In a comment some time ago Nutmeg mentioned the permaculture appropriate idea of tossing seeds in the air and letting them fall where they will. It's a lovely image of abundance and faith. But to throw those seeds high is a challenge, demanding we give up even the image of control - the straight rows, the segregation, borders and easy categorisation. Of course control is a lie, as I'm reminded any time I step out the back and notice anew just how disinterested bugs, weeds and slugs are in my attempts to subdue the earth.
Lucy has no trouble letting the winds and/or fates take the seeds where they will - a seed isn't sown unless its broadcast with enthusiasm. And so I have been undertaking a post hoc experiment. In one bed I planted my beloved broad beans in straightish rows. Exhibit A:
In another bed, I accepted the Lucy sown beans that have popped up among the lupins and peas of the green manure, next to some failing purple sprouting broccoli that were planted too late in the year and then ravaged by slugs. Exhibit B:
Both lots are doing just fine, thank you. But Beans B are taller, thicker and generally seem a little more robust. Happily for me, the purple sprouting broccoli now stands tall and proud, and I might yet get to it eat with Welsh rarebit (as per the advice of Hugh Fearnley-Whittingstall - author, chef and inhabitant of my perfect life as a Devon smallholder). It's not science, sure, but my suspicion is that letting the seeds fall is a good option for me in my garden. They've done better than those I planted after so much careful planning; they arrived because the conditions were so right; they were not protected or subsidized by me zealous care of any tenderness. And importantly in a plot on poor soil and riddled with unwelcome species, they've helped others, even those I had farewelled.
The logic's not watertight, I know, but the possibilities of letting go are exciting. I'm trying to control my garden so much less, and work with what it is rather than what I expect it to be.
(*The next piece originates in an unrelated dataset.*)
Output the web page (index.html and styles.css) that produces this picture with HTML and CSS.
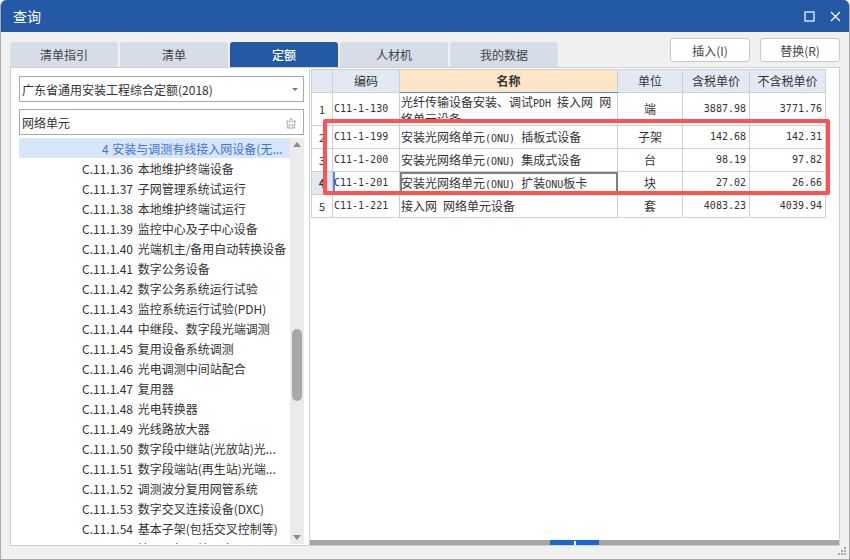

There's another reason for this new approach, and it comes back to the girls (all my gardening comes back to my girls). I choose my battles carefully and avoid saying 'no' unless I'm willing to follow through no matter what the toddler tantrum fallout may be. Saying 'no' in the garden rarely works. I turn my back and duck my head too often to see what Lu is up to, and more importantly, a garden isn't a place where 'no' sounds good to me. I want my daughters to feel confident in their surrounds, to be self-sufficient and free to explore and to act. I want them to feel they are partners, or at least a participants in how we live our lives. Our garden is a place and a process where we can encourage Lu and Nell to do and be those things. But to live this I have to give the place over to their imaginations and plans, rather than imposing my own expectations about where the beans should go and if it's a good idea to plant wheat in with the spinach.
I'm looking forward to seeing what this collaboration brings.